Kinsella was a standout at Illinois swimming powerhouse Hinsdale Central High School in the late 1960s. As a 16-year-old, he was the silver medalist in the men's 1,500-meter freestyle at the 1968 Summer Olympics in Mexico City, finishing second to U.S. teammate Mike Burton.

In 1970, while still a high school senior swimming for the Hinsdale McDonald's Swim Club under coach Don Watson, he was awarded the Amateur Athletic Union's James E. Sullivan Award in recognition of the outstanding American amateur athlete of the year. In 1970 he also became the first person to swim 1,500 meters under 16 minutes. After graduating from high school, Kinsella, together with Mark Spitz, Gary Hall Sr., and other notable swimmers, were part of Doc Counsilman's legendary Indiana Hoosiers swimming and diving team at Indiana University, which dominated men's college swimming in the early 1970s. Kinsella won NCAA national championships in the 500-yard and 1,650-yard freestyle events in 1971, 1972, and 1973.

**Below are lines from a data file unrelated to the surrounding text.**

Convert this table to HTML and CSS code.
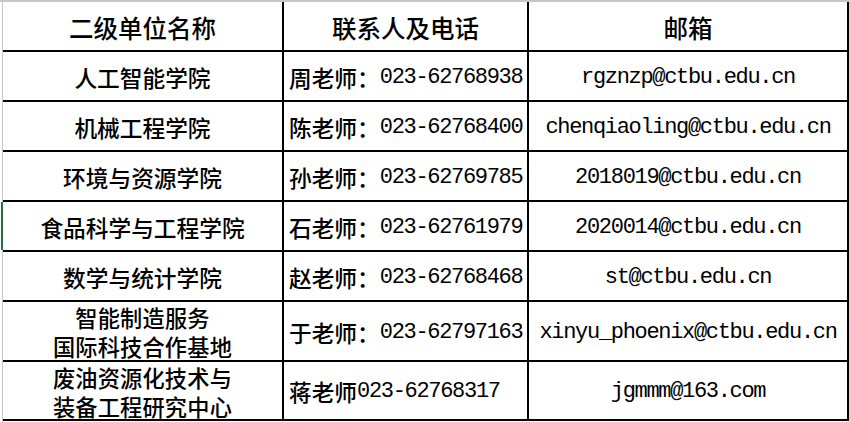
FILE: index.html
```html
<!DOCTYPE html>
<html lang="zh-CN">
<head>
<meta charset="utf-8">
<title>二级单位联系方式</title>
<link rel="stylesheet" href="styles.css">
</head>
<body>
<div class="sheet">
  <div class="frame">
    <div class="grid">
      <div class="cell h center">二级单位名称</div>
      <div class="cell h center">联系人及电话</div>
      <div class="cell h center">邮箱</div>

      <div class="cell center">人工智能学院</div>
      <div class="cell left">周老师：<span class="lat">023-62768938</span></div>
      <div class="cell center"><span class="lat">rgznzp@ctbu.edu.cn</span></div>

      <div class="cell center">机械工程学院</div>
      <div class="cell left">陈老师：<span class="lat">023-62768400</span></div>
      <div class="cell center"><span class="lat">chenqiaoling@ctbu.edu.cn</span></div>

      <div class="cell center">环境与资源学院</div>
      <div class="cell left">孙老师：<span class="lat">023-62769785</span></div>
      <div class="cell center"><span class="lat">2018019@ctbu.edu.cn</span></div>

      <div class="cell center selected">食品科学与工程学院</div>
      <div class="cell left">石老师：<span class="lat">023-62761979</span></div>
      <div class="cell center"><span class="lat">2020014@ctbu.edu.cn</span></div>

      <div class="cell center">数学与统计学院</div>
      <div class="cell left">赵老师：<span class="lat">023-62768468</span></div>
      <div class="cell center"><span class="lat">st@ctbu.edu.cn</span></div>

      <div class="cell center two">智能制造服务<br>国际科技合作基地</div>
      <div class="cell left">于老师：<span class="lat">023-62797163</span></div>
      <div class="cell center"><span class="lat">xinyu_phoenix@ctbu.edu.cn</span></div>

      <div class="cell center two last">废油资源化技术与<br>装备工程研究中心</div>
      <div class="cell left">蒋老师<span class="lat">023-62768317</span></div>
      <div class="cell center"><span class="lat">jgmmm@163.com</span></div>
    </div>
  </div>
</div>
</body>
</html>
```

FILE: styles.css
```css
html, body {
  margin: 0;
  padding: 0;
  background: #ffffff;
}

.sheet {
  width: 849px;
  height: 422px;
  border-top: 2px solid #c6c6c6;
  box-sizing: border-box;
  padding-left: 2px;
}

.frame {
  border-left: 1px solid #c6c6c6;
  height: 100%;
}

.grid {
  display: grid;
  grid-template-columns: 279px 243px 318px;
  grid-template-rows: 48px 48px 48px 48px 48px 48px 58px 57px;
  gap: 2px;
  padding: 0 2px 2px 0;
  background: #000000;
  width: max-content;
}

.cell {
  background: #ffffff;
  display: flex;
  align-items: center;
  font-family: "Noto Sans CJK SC", "Noto Sans", sans-serif;
  font-size: 22.7px;
  font-weight: 500;
  color: #000000;
  line-height: 29px;
  white-space: nowrap;
  padding-top: 2px;
  box-sizing: border-box;
}

.h {
  font-size: 24.5px;
}

.center {
  justify-content: center;
  text-align: center;
}

.left {
  justify-content: flex-start;
  padding-left: 5px;
}

.two {
  font-size: 22.2px;
  line-height: 29px;
  letter-spacing: 0.2px;
}

.last {
  padding-top: 2px;
}

.selected {
  box-shadow: -2px 0 0 #217346;
}

.lat {
  font-family: "Liberation Mono", monospace;
  font-size: 22px;
  font-weight: 400;
  letter-spacing: -1.32px;
}
```
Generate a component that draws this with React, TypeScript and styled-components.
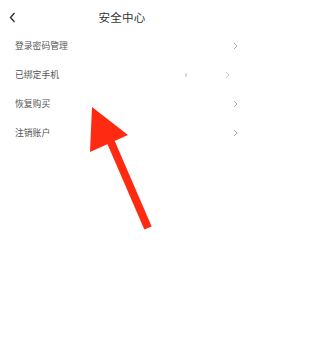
import React from "react";
import styled, { createGlobalStyle } from "styled-components";

const GlobalStyle = createGlobalStyle`
  html, body {
    margin: 0;
    padding: 0;
    background: #ffffff;
  }
  body {
    font-family: "Noto Sans CJK SC", "Noto Sans", sans-serif;
  }
`;

const Page = styled.div`
  position: relative;
  width: 244px;
  height: 364px;
  background: #fff;
  overflow: hidden;
`;

const Header = styled.div`
  display: grid;
  grid-template-columns: 30px 1fr 30px;
  align-items: center;
  height: 31px;
  padding-top: 3px;
  box-sizing: border-box;
`;

const BackButton = styled.div`
  display: flex;
  align-items: center;
  padding-left: 9px;
`;

const Title = styled.div`
  text-align: center;
  font-size: 11.5px;
  color: #333;
  letter-spacing: 0.3px;
`;

const List = styled.div`
  display: flex;
  flex-direction: column;
`;

const Row = styled.div`
  display: flex;
  align-items: center;
  height: 29px;
  padding: 0 6px 0 15px;
`;

const Label = styled.span`
  flex: 1;
  font-size: 8.8px;
  color: #555;
`;

const Extra = styled.span`
  display: flex;
  align-items: center;
  gap: 38px;
  margin-right: 8px;
`;

const MaskDot = styled.span`
  width: 2px;
  height: 4px;
  border-radius: 1px;
  background: #d4d4d4;
`;

const Overlay = styled.svg`
  position: absolute;
  left: 0;
  top: 0;
  pointer-events: none;
`;

const Chevron = ({ color = "#aaa" }: { color?: string }) => (
  <svg width="5" height="8" viewBox="0 0 5 8">
    <path d="M1 1 L4 4 L1 7" fill="none" stroke={color} strokeWidth="1" />
  </svg>
);

const items = [
  { label: "登录密码管理" },
  { label: "已绑定手机", masked: true },
  { label: "恢复购买" },
  { label: "注销账户" },
];

const App = () => {
  return (
    <Page>
      <GlobalStyle />
      <Header>
        <BackButton>
          <svg width="7" height="11" viewBox="0 0 7 11">
            <path
              d="M5.5 1 L1.5 5.5 L5.5 10"
              fill="none"
              stroke="#333"
              strokeWidth="1.4"
            />
          </svg>
        </BackButton>
        <Title>安全中心</Title>
        <span />
      </Header>
      <List>
        {items.map((item) => (
          <Row key={item.label}>
            <Label>{item.label}</Label>
            {item.masked ? (
              <Extra>
                <MaskDot />
                <Chevron color="#cfcfcf" />
              </Extra>
            ) : (
              <Chevron />
            )}
          </Row>
        ))}
      </List>
      <Overlay width="244" height="364" viewBox="0 0 244 364">
        <line
          x1="110"
          y1="140"
          x2="148"
          y2="228"
          stroke="#ff2a12"
          strokeWidth="8"
        />
        <polygon points="92,107 128,135 90,152" fill="#ff2a12" />
      </Overlay>
    </Page>
  );
};

export default App;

At the 1972 Summer Olympics in Munich, Germany, Kinsella won a gold medal as a member of the winning U.S. team in the men's 4×200-meter freestyle relay. The first-place team of Kinsella, Fred Tyler, Steve Genter, and Mark Spitz set a new world-record time of 7:35.78 in the event final.

After graduating from Indiana University, Kinsella went on to swim professionally, setting a time record for swimming the English Channel. He was inducted into the International Swimming Hall of Fame as an "Honor Swimmer" in recognition for his Olympic performances and later professional swimming career where he achieved the title of "World's Professional Champion."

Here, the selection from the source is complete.